I suspect that this idea is very much behind the teaching in Ethics of the Fathers, "Who is rich? He who is happy with his portion". When we feel our life is our portion even as the land was the portion for each tribe and family, something that was theirs inherently and not a matter of choice, no matter how well argued, then we no longer compare our story to others, we no longer see our lives in relative terms. Our life then can not be otherwise. Comparisons make no sense. We are living the one and only destiny that belongs to us.

And so we return to where we began, our visit to shops selling items just like the one we just bought to see if we could have gotten it cheaper or on the positive side ,to see if we got a bargain. We asked what's the point in this? What motivates us?
The answer is that we see our decision making as the lottery of the Yom Kippur goats.
We are not sure we made the right choice. It felt arbitrary or perhaps we suspect we did not reason as well as we should have when we decided to buy. Sadly, too often we do the same thing with the man or woman we decide to marry. After the fact we start making comparisons. It's not whether we are happy. It's whether we got maximum value in our spouse. Whether we could have done better. Comparative shopping may save some money, but as a way of life it kills the joy. We never know the peace that comes with accepting our story as the destiny meant for us. We never really inherit the land that is ours and know the feeling of belonging and ownership.


No matter where we are in our life, no matter where we have been, no matter our story it is part and parcel of who we are. It could not have been otherwise. That is not to say we can not do better.

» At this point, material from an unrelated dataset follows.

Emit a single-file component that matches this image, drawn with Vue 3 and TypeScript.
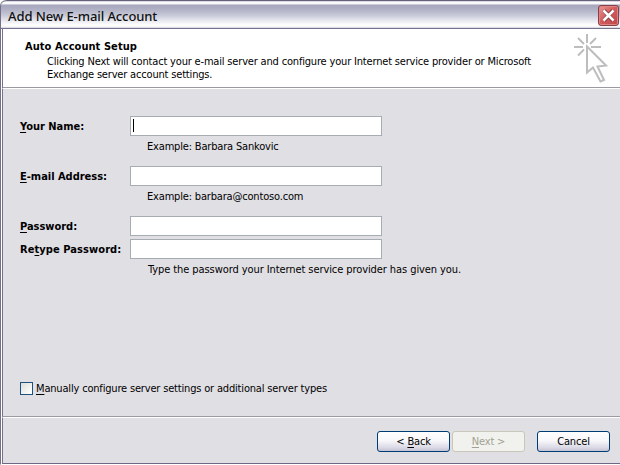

We must always strive to be better persons within our story and more faithful to Hashem and our peers. We remain challenged to be good and grow. But what happens to us, and even what we decide, outside of the arena of morals and right and wrong, is our destiny and meant for us.

Our life is our lottery. Its the portion in the land of the living meant for us even as the lottery of the land of Israel was for meant for our ancestors.
To be happy is to enjoy what is ours!